DNSAPI 11163 Errors [2], MrxSmb 50 Errors

Back in July I wrote about these errors and how they were happening because the DNS zones were not configured properly on one of our servers. Well, today I was reviewing the event log on a desktop PC and I just happened to notice a resurgence of the errors. After all being quiet for the past two and a half months, this PC just last week started to register the same errors all over again.

For this particular PC it is very aggravating because, in the holidays, I had planned to use it to check out a problem with another PC, which I’ll mention below in a minute. Now, well I have to try to figure out this big problem first before I can get onto solving that other very important issue.

Regardless of the work I have done to try to have the network functioning smoothly we still have regular occurrences of reverse DNS lookups failing. An example is trying to do a remote login to a system. When you enter the name of the remote system Windows does a reverse lookup for the IP address. Then you can get the message that the remote system cannot be found, even though you know that is not true. You get the IP address of that machine and type that into MSTSC instead, and it works. You check the reverse lookup zone entry for that machine and it has the wrong IP address in there. So you know why the reverse lookup failed, but you don’t know why DNS has not updated it.

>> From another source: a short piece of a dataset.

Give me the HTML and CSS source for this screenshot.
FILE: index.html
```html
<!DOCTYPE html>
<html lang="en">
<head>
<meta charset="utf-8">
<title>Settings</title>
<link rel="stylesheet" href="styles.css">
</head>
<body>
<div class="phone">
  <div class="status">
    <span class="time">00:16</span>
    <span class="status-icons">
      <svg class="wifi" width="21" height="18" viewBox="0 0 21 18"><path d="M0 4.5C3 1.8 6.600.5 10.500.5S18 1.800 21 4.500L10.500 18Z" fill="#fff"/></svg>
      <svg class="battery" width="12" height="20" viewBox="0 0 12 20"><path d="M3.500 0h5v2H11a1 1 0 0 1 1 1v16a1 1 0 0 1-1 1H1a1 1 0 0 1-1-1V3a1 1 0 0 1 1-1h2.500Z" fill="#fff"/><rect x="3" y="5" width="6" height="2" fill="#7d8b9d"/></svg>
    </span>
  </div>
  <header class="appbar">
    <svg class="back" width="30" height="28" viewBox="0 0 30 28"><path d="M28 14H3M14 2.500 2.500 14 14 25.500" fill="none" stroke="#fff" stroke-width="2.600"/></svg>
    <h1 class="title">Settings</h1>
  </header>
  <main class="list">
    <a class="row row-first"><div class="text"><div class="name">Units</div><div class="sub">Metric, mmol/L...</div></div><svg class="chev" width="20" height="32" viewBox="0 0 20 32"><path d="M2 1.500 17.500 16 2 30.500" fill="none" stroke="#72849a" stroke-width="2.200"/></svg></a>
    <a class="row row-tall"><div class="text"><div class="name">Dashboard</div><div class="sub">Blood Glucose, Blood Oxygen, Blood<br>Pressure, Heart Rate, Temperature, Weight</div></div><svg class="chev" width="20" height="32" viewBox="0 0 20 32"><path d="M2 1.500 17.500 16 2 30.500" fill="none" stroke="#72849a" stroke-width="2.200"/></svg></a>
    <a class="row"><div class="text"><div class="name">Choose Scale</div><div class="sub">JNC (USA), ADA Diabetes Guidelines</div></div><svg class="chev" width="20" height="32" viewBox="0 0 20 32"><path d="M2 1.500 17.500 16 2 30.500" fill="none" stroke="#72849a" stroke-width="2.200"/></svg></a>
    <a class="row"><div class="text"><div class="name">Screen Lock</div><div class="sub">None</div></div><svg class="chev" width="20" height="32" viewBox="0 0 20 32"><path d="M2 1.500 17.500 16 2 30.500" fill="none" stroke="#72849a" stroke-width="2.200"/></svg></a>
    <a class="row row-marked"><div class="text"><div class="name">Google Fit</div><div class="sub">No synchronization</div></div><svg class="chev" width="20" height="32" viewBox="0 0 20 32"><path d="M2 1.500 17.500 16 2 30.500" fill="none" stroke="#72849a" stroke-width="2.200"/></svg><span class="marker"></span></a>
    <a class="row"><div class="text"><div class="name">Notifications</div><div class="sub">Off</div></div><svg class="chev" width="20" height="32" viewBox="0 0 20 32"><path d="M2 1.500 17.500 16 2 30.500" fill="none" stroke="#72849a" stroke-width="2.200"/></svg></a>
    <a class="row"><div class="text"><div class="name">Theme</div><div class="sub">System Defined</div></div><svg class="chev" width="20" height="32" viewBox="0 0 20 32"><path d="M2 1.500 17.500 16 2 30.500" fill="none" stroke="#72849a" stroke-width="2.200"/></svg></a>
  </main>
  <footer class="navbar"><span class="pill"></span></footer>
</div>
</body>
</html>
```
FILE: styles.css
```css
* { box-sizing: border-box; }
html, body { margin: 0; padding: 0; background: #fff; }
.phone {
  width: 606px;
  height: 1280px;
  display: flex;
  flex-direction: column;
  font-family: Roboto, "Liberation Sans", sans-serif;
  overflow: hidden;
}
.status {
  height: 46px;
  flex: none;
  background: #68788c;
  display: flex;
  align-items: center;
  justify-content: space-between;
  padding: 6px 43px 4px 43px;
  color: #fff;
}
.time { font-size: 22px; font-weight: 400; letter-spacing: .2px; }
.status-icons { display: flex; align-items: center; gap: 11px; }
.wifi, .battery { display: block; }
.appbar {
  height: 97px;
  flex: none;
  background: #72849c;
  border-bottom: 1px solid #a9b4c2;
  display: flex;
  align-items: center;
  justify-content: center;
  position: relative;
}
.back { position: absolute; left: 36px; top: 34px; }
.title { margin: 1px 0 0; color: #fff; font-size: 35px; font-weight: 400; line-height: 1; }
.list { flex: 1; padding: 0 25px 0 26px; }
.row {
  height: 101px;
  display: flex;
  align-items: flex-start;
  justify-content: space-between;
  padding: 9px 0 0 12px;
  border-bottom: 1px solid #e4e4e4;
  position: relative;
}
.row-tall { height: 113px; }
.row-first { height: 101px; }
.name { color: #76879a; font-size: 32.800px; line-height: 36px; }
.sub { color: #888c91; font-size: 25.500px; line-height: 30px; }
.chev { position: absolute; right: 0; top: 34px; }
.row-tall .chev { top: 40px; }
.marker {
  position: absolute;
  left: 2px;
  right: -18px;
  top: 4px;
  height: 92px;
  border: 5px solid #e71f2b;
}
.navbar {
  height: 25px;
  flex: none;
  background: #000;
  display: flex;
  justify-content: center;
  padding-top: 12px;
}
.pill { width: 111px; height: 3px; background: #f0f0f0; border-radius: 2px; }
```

The problem I’m having on another PC is a history of MrxSmb error events logged. These errors occur as a result of the PC dropping its network connection or dropping packets and result in a myriad of popup errors telling the user that data from an open file has been lost. As it happens, this PC is the computer technician’s own work PC 🙂 . The errors have come up continuously for all the time I can really remember having this PC. I don’t recall seeing them on any other type of PC, but I do remember seeing them on another PC of the same type. I have tried the onboard network card as well as two PCI cards, all different brands, with no change in the outcomes. No other event logs (on other PCs) show this error. There has to be something screwy with the hardware in this non-Intel-CPU non-Intel-chipset system. This particular computer has logged over 150 of these errors in the past five weeks. The problem is that they are quite random. The actual number of days on which they occurred is only seven, and the last actual instance when this problem occurred was two weeks ago. So I would have to do at least a month’s testing to be sure that it really was a hardware problem like that.

It turns out that my PC has also registered a DNSApi entry, but it was for error 11197 instead and happened three weeks ago. If there is a pattern happening, it is that many of these PCs that have given the error messages are ones that are not turned on every day.